Intrepid filmgoer Jesse Hawthorne Ficks' reports from the 2013 Toronto International Film Festival continue this week. Stay tuned for more posts, including Jesse's upcoming list of his top 12 films from the fest!

From director David Gordon Green, gothic Texan tale Joe gives Nicolas Cage a showy role, in the manner of Werner Herzog's Bad Lieutenant: Port of Call — New Orleans (2009). Luckily Joe turns out to be a rambling bundle of fun,  thanks in no small part to Cage's typically uneven (yet always hypnotic) performance. That said, the film earned some glaringly obvious comparisons to Jeff Nichols' Mud (2012), including the casting of teen actor Tye Sheridan, who plays a similar role in both films.

Another gothic tale, this time from Virginia: it's very important to keep your eyes glued to the screen throughout Jeremy Saulnier's Blue Ruin. This modern-day Western captures the genre's grittiest glory by way of contemporary conflicts, with a cast led by Macon Blair. His physical and emotional transformation is one that few performances this year will rival.

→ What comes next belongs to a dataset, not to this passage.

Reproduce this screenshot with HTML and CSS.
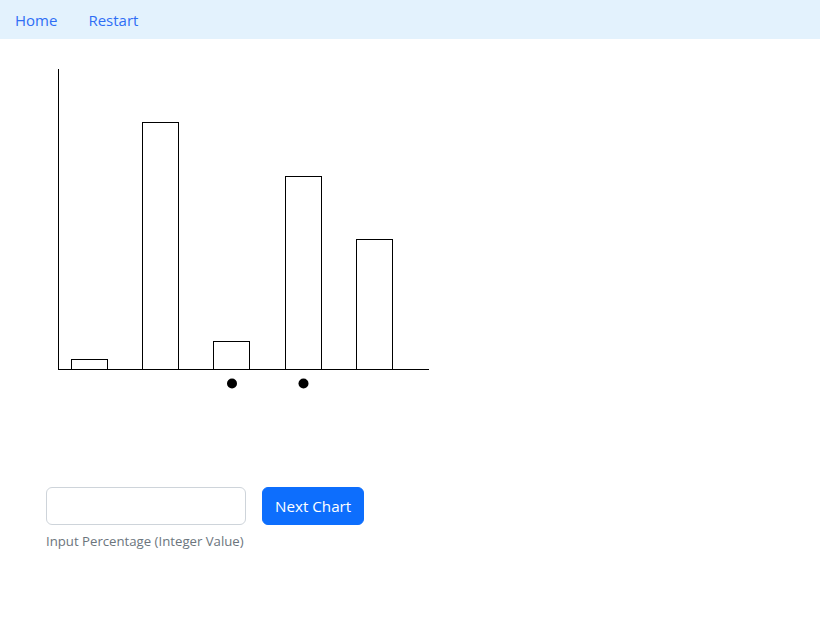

Director Saulnier now has two gritty little ditties to his name this year, following up his cinematography credit on I Used to Be Darker, which screened at Sundance in the NEXT category. Blue Ruin reminds me of what John Carpenter was doing 35 years ago with Assault on Precinct 13 (1976). His characters live and breathe and their driving motivations are the stuff that genre audiences can really dig their fingers into. Let's hope Saulnier is able to make a few more low-budget films before Hollywood snatches him up to make a superhero blockbuster. (And I bet he'll do a smash-up job if he does.)